Schools may be out and parts of the world may be under lockdown, but a kindergarten teacher from western Izmir province in Turkey is still going to work every day but not for the reason you may think. She is on chicken duty.
Özlem Barış Güney has been taking care of the chickens and the newly born chicks in the school's garden in Izmir's Bornova district.
Güney built the makeshift coop and farming area in the garden to give her young students the chance to learn firsthand about animals and nature. A project she started during the school year, she continues her efforts even during the summer break.
With support from school principal Özcan İkbal, Güney bought several chickens and soon had her students playing with and taking care of the animals, in efforts to illustrate that sometimes to learn you need to get your hands dirty and education does not just happen within four walls.
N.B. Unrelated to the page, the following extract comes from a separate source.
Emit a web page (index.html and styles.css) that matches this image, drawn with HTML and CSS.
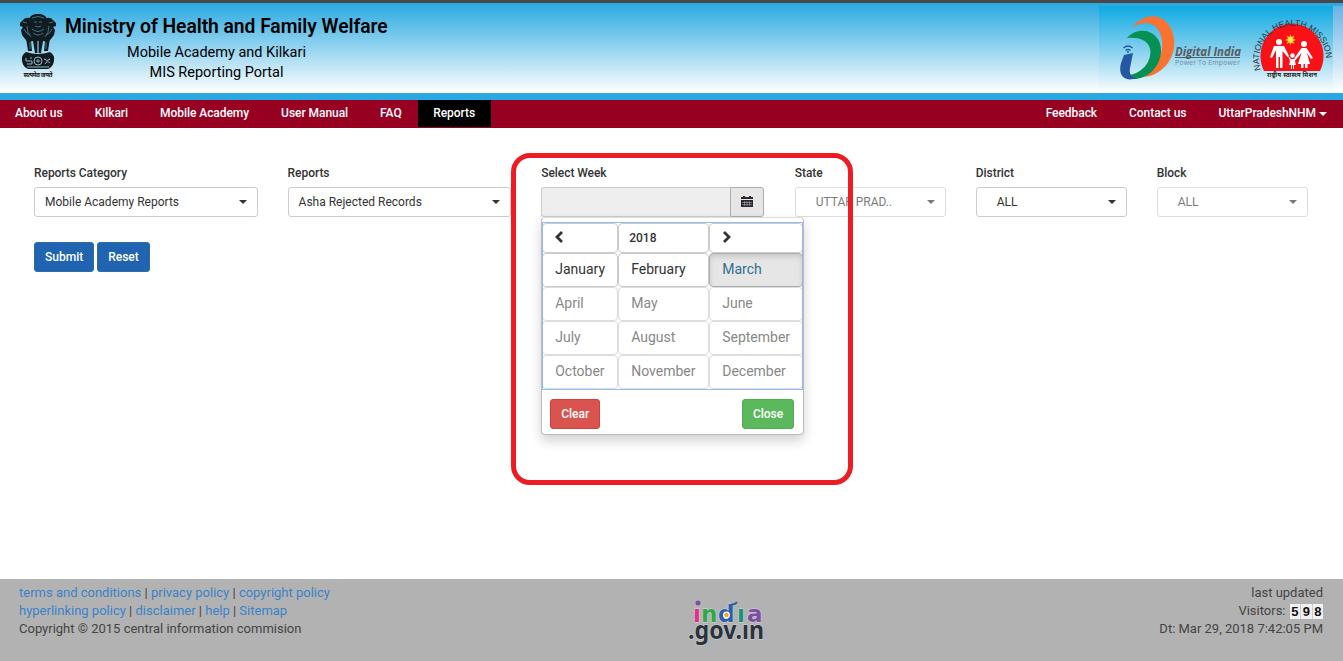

During countrywide lockdowns due to the coronavirus pandemic, Güney not only taught her students online but also put in extra shifts to make sure that the chickens were not left all alone.
During this period, she even obtained a "special permit" so that she wouldn't get into legal trouble because of curfews and lockdown restrictions, and now, while other teachers enjoy their summer break, she is attending to the newborn chicks.
Speaking to Anadolu Agency (AA), Güney said she was affected by the pandemic and the suspension of education as much as everyone else. She said she tried to communicate with her students and their parents as often as she could, and continued to give them homework on a daily basis.
"After the schools closed, I went to the chicken coop every day and night. During the day I cleaned the coop, checked on their food and water and allowed the chickens to wander in the garden. In the evening, I went back to the school to put them back in the coop. When weekend curfews were put in place, I wondered how I could go to school. I talked with our school principal and we got the required permits. Thanks to that I was able to continue my work on lockdown days as well," she said.
Güney said she was soon surprised by new additions to the family of chickens.
"With the weather getting warmer one of our chickens started brooding. I was really excited. I watched various videos on the subject and educated myself. I cleaned, disinfected and distempered the coop. Then another chicken started brooding, and I shared the lovely news with my students," she said.
"The happiness of seeing the first chick (hatch) was indescribable," she added.